### [Records supplied]
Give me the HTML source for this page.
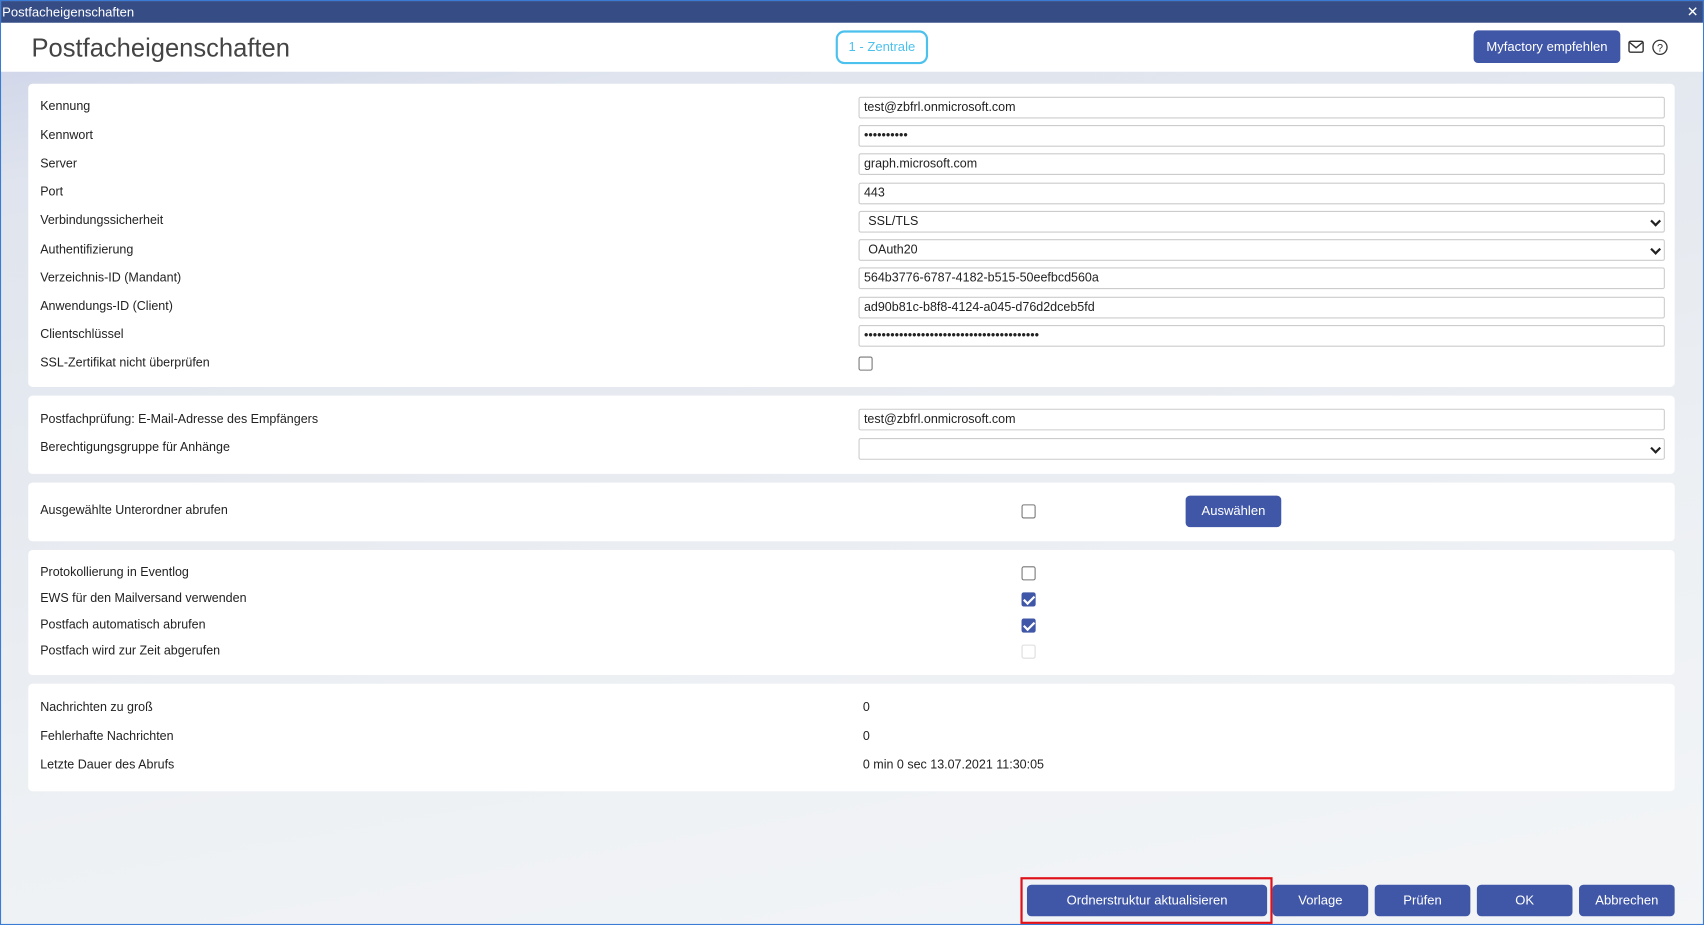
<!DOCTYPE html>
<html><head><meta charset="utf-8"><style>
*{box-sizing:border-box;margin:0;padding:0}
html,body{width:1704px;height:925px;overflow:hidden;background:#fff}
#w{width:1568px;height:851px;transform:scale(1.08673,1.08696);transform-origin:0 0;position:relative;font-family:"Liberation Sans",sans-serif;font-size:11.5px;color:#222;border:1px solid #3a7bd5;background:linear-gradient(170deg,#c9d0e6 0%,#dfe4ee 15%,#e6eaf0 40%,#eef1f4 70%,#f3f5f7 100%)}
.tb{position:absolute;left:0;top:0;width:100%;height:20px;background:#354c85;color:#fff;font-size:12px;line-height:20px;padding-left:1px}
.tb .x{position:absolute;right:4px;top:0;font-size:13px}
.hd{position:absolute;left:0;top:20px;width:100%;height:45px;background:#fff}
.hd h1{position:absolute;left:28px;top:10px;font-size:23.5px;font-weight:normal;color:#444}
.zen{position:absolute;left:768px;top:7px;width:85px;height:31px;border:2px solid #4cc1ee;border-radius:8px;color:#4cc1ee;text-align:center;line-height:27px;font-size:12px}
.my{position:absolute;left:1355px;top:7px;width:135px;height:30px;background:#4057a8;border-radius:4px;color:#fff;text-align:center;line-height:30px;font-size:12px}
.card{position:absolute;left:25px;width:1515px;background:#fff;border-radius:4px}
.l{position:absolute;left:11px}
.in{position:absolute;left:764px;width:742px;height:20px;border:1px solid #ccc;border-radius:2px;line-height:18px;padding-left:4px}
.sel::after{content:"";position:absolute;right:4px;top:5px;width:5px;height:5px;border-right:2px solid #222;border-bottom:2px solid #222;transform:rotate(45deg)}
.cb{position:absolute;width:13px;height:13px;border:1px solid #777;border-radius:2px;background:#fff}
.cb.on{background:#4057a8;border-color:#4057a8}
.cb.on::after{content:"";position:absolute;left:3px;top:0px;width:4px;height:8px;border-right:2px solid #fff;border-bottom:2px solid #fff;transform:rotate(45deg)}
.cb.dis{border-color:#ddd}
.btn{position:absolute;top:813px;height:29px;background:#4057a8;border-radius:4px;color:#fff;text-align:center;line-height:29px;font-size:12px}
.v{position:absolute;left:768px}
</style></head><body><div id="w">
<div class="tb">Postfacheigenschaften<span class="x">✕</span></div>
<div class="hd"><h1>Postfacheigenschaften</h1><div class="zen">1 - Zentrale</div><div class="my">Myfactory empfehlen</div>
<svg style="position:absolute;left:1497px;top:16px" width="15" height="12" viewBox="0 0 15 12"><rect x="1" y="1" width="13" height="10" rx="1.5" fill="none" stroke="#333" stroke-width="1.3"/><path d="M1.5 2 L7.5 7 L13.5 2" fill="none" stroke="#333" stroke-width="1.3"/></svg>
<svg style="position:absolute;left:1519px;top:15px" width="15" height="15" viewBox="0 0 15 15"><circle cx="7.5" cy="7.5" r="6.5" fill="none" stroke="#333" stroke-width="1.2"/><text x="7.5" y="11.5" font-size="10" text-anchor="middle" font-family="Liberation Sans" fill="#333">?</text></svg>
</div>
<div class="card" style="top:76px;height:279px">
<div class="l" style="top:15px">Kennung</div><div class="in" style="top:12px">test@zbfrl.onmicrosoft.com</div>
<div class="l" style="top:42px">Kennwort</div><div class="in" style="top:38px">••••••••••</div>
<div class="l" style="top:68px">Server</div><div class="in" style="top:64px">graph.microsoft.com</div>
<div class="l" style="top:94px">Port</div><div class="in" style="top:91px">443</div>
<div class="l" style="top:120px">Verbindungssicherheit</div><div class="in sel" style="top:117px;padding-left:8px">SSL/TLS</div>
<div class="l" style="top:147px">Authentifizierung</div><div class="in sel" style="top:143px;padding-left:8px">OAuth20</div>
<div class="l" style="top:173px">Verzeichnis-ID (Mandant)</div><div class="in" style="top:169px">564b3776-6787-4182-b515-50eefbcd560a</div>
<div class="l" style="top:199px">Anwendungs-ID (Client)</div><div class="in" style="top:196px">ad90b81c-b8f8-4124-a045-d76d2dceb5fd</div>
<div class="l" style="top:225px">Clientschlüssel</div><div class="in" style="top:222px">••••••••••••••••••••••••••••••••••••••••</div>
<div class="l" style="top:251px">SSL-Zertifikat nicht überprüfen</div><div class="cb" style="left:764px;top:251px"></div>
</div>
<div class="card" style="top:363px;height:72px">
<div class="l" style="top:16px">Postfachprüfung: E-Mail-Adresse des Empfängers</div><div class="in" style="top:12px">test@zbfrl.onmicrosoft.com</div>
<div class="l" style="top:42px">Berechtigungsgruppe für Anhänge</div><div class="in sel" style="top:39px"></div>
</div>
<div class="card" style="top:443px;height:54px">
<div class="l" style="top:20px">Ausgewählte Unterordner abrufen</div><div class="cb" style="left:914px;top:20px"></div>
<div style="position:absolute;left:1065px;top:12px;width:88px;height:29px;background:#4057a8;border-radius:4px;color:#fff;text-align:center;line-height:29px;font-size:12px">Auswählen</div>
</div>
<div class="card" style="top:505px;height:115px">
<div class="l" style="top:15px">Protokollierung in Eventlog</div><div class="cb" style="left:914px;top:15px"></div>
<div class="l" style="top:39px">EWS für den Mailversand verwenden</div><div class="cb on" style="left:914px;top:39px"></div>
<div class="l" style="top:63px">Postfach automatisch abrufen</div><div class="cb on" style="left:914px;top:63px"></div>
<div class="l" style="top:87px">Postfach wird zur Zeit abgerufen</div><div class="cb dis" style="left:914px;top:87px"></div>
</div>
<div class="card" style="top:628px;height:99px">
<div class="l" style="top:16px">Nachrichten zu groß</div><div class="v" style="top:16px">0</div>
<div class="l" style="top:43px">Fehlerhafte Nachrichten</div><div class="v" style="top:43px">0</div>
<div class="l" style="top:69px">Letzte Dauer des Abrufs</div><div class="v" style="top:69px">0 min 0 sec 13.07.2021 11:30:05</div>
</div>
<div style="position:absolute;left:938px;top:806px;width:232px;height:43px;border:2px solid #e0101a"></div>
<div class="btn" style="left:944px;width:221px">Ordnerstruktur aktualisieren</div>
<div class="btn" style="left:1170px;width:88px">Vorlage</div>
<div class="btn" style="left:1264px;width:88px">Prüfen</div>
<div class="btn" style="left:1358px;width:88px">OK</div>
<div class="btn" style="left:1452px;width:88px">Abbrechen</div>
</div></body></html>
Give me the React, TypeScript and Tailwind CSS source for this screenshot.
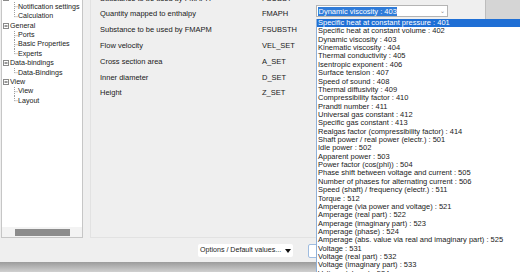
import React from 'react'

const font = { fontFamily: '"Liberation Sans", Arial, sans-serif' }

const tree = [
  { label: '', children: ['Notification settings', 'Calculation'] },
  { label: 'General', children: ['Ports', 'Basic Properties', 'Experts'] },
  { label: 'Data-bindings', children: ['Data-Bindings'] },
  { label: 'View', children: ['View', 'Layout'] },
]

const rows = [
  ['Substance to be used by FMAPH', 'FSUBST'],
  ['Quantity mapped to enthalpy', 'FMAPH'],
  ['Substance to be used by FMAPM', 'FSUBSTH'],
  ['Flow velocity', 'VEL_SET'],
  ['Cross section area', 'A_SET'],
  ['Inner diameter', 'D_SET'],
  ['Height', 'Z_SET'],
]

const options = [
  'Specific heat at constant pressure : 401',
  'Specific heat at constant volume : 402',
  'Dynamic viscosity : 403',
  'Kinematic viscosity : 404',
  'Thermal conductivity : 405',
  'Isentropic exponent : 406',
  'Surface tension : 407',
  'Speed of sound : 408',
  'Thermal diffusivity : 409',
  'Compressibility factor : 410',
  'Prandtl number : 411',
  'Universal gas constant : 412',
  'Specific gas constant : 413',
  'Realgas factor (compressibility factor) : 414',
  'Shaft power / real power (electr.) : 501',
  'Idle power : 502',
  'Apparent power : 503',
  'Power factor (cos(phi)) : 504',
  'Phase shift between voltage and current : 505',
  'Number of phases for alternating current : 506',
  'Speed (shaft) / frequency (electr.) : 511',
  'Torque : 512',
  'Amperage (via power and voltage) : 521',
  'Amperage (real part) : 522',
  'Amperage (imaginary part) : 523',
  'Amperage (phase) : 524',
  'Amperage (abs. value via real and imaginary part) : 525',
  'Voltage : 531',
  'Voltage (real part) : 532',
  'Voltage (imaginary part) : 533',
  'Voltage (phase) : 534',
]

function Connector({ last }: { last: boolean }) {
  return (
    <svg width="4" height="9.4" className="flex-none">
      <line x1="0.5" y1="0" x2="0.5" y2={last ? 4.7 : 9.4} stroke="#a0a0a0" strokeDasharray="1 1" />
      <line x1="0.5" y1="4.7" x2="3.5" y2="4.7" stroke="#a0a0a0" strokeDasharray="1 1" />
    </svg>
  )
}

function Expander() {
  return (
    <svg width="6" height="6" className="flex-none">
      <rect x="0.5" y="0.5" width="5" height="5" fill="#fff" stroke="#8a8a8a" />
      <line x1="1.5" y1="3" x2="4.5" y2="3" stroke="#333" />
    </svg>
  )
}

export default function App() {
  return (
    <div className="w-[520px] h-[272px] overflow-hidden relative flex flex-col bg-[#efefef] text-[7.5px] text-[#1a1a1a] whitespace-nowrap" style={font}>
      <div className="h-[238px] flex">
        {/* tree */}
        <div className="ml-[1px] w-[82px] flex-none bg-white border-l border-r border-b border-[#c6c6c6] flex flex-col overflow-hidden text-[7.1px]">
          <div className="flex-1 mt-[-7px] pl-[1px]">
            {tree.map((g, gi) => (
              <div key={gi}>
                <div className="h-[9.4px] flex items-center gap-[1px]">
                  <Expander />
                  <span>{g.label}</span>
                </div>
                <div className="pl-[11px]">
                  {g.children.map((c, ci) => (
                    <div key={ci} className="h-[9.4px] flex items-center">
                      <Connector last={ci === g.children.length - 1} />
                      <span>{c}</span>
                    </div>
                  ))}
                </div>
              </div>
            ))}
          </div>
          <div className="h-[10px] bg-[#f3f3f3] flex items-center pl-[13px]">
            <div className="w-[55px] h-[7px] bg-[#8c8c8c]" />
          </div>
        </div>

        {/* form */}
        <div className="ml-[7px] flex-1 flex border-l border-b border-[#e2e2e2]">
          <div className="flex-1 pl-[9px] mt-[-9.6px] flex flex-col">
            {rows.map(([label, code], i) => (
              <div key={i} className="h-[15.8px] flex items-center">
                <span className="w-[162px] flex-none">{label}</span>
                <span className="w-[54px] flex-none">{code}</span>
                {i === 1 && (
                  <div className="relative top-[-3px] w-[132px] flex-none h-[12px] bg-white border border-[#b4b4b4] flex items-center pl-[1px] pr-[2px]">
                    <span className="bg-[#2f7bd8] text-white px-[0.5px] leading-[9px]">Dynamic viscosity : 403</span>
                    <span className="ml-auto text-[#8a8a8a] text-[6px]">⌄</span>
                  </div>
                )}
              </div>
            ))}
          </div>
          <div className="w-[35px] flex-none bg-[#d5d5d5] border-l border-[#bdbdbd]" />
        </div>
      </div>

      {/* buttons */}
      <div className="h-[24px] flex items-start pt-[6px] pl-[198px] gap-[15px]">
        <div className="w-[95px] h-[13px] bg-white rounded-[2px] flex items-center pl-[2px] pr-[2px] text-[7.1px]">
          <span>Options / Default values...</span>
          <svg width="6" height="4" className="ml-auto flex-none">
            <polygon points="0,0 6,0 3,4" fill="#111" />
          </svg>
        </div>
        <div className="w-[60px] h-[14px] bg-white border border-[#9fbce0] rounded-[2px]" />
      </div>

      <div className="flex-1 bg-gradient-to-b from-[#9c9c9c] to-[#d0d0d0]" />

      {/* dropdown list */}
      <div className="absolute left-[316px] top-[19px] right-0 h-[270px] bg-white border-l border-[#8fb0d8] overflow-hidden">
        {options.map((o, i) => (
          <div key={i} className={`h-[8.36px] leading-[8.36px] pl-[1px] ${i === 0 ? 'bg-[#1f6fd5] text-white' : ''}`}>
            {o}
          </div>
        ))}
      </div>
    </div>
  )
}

### [What is being asked]
Tell how many lines of the records above hold the string "this". Give no other text.

### [The reply]
2